USFS Deputy Chief John Crockett told employees last month the agency is "working to ensure fiscal responsibility" given its budget reality. It has established a "hiring board" to manage the fire and aviation program workforce in a manner that supports readiness while "being good stewards of the funds appropriated for this work by Congress."
"While some adjustments in staffing are necessary to remain financially sound, our priorities remain clear: respond effectively to incidents and reduce wildfire risk," Crockett said.
Government Executive spoke to Gutierrez as he was in Los Angeles assessing the needs of his members. Unlike most fires they fight, he said, those employees were not on the hillside digging lines but instead traveling “point to point, going to homes trying to save lives.” USFS are trained and capable to carry out that mission, he said, and will be prepared to resume their more typical duties when the winds blow the fires away from the urban centers and back into nearby forests.
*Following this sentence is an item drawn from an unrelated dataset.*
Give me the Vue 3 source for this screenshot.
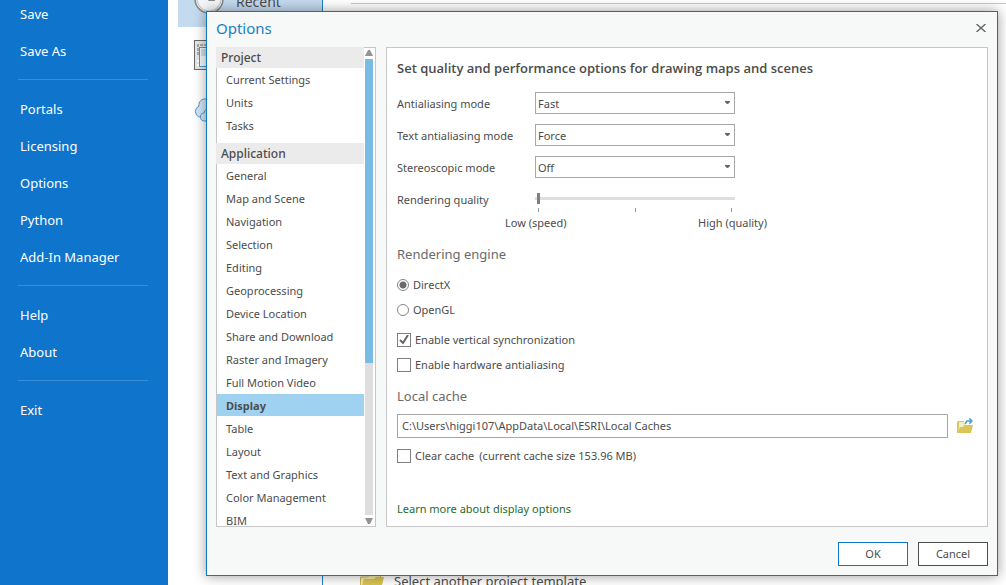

“I’ve never seen this type of fire behavior down here before,” Gutierrez said.
While the patterns of the current fires are distinct, he noted it is not surprising to see a winter outbreak.
In recent years, he said, the agency has “shifted to a year round fire season. It’s unseasonably dry. We haven’t received our rains yet. This is not just a ‘here’ problem. This is a national issue.”
After Congress approved pay increases of either $20,000 or 50% of base pay for each federal firefighter as part the infrastructure law, employees, the Forest Service and many lawmakers have fought to make the pay increase permanent. Most recently, Congress extended the pay increase into March as part of the stopgap funding bill. Lawmakers and firefighters have suggested USFS will struggle to fill and retain firefighter positions until that pay adjustment becomes permanent.
The Forest Service currently employs more than 10,000 firefighters, but is looking to grow that cadre to 11,300 by the peak of the upcoming fire season in mid-July.